# router vibration on router table



## beard4460 (Feb 12, 2009)

hi everyone 

can any one help i have a fox router table with a Erbauer router fitted 
really bad vibration when in use 
is there any pad i can fit between router and table


----------



## bobj3 (Jan 17, 2006)

HI beard4460

Let me say right off the bat you should NOT have any vibration..  or to say very,very little..

You may want to make sure the router is in place right and tight in place.

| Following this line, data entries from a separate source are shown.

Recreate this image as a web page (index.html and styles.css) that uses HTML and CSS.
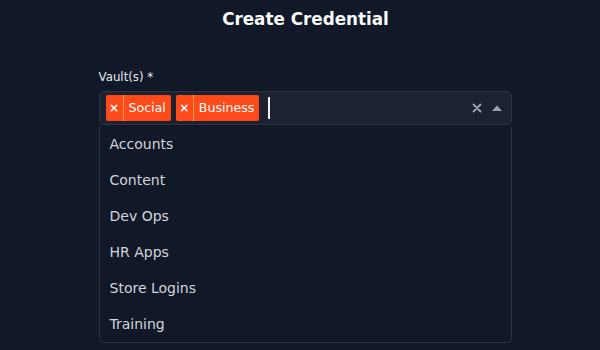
FILE: index.html
```html
<!DOCTYPE html>
<html>
<head>
<meta charset="utf-8">
<link rel="stylesheet" href="styles.css">
</head>
<body>
<div class="page">
  <h1 class="title">Create Credential</h1>
  <div class="field">
    <label class="label">Vault(s) *</label>
    <div class="control">
      <div class="values">
        <span class="tag"><span class="tag-x">×</span><span class="tag-label">Social</span></span>
        <span class="tag"><span class="tag-x">×</span><span class="tag-label">Business</span></span>
        <span class="caret"></span>
      </div>
      <div class="indicators">
        <svg class="clear" width="10" height="10" viewBox="0 0 10 10"><path d="M1.5 1.5 L8.5 8.5 M8.5 1.5 L1.5 8.5" stroke="#9ca3af" stroke-width="1.8" stroke-linecap="round"/></svg>
        <svg class="arrow" width="10" height="6" viewBox="0 0 10 6"><path d="M0 6 L5 0.5 L10 6 Z" fill="#9ca3af"/></svg>
      </div>
    </div>
    <ul class="menu">
      <li>Accounts</li>
      <li>Content</li>
      <li>Dev Ops</li>
      <li>HR Apps</li>
      <li>Store Logins</li>
      <li>Training</li>
    </ul>
  </div>
</div>
</body>
</html>
```
FILE: styles.css
```css
html, body {
  margin: 0;
  padding: 0;
  background: #111827;
  height: 100%;
  overflow: hidden;
}
.page {
  font-family: "DejaVu Sans", "Open Sans", sans-serif;
  color: #f3f4f6;
  display: flex;
  flex-direction: column;
  align-items: center;
}
.title {
  margin: 8px 0 0 0;
  font-size: 16.8px;
  font-weight: bold;
  line-height: 22px;
  color: #f9fafb;
  padding-left: 11px;
}
.field {
  width: 413px;
  margin-top: 39px;
  margin-left: 10px;
  display: flex;
  flex-direction: column;
}
.label {
  font-size: 11.8px;
  font-weight: 500;
  color: #e5e7eb;
  line-height: 16px;
  margin-bottom: 6px;
}
.control {
  height: 34px;
  box-sizing: border-box;
  border: 1px solid #2d3544;
  border-radius: 5px;
  background: #1c2231;
  display: flex;
  align-items: center;
  padding: 0 0 0 6px;
}
.values {
  flex: 1;
  display: flex;
  align-items: center;
  gap: 5px;
}
.tag {
  display: flex;
  height: 26px;
  background: #ff4a1a;
  border-radius: 2px;
  color: #fff;
  font-size: 12.6px;
  line-height: 26px;
}
.tag-x {
  width: 17px;
  text-align: center;
  border-right: 1px solid #ff9a4a;
  font-size: 12px;
  font-weight: bold;
}
.tag-label {
  padding: 0 5px 0 5px;
}
.caret {
  width: 2px;
  height: 22px;
  background: #f3f4f6;
  margin-left: 4px;
}
.indicators {
  display: flex;
  align-items: center;
  gap: 10px;
  padding-right: 9px;
}
.clear { display: block; }
.arrow { display: block; }
.menu {
  list-style: none;
  margin: 1px 0 0 0;
  padding: 0;
  border: 1px solid #2d3544;
  border-top: none;
  border-radius: 0 0 5px 5px;
  background: #111827;
}
.menu li {
  height: 36px;
  line-height: 36px;
  padding-left: 10px;
  font-size: 14px;
  color: #d1d5db;
}
```
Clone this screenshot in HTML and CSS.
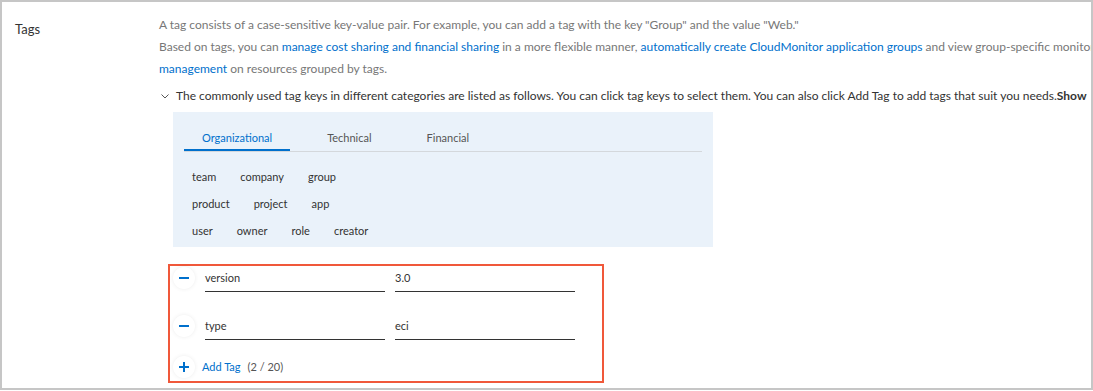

Chuck up a 1/4" dowel pin and see if you have the same type of vibration if so pull the router out and check the collet and the bearings..if they are damage replace them..the router is made to spin very true..on dead center..if it's router router plate that is not right put in some small 1/8" x 3/4" dowel pins in the two corners to keep it from moving around,but don't screw it down with screws, you want to pop it out from time to time..



=========





beard4460 said:


> hi everyone
> 
> can any one help i have a fox router table with a Erbauer router fitted
> really bad vibration when in use
> is there any pad i can fit between router and table


----------



## Dr.Zook (Sep 10, 2004)

Welcome to the forums beard4460.


----------



## xplorx4 (Dec 1, 2008)

Greetings and welcome (your name here) to the forum good to have you here. You won't get any better information than from BobJ. I sure seems if it is called a router he is "dead on right" about it.


----------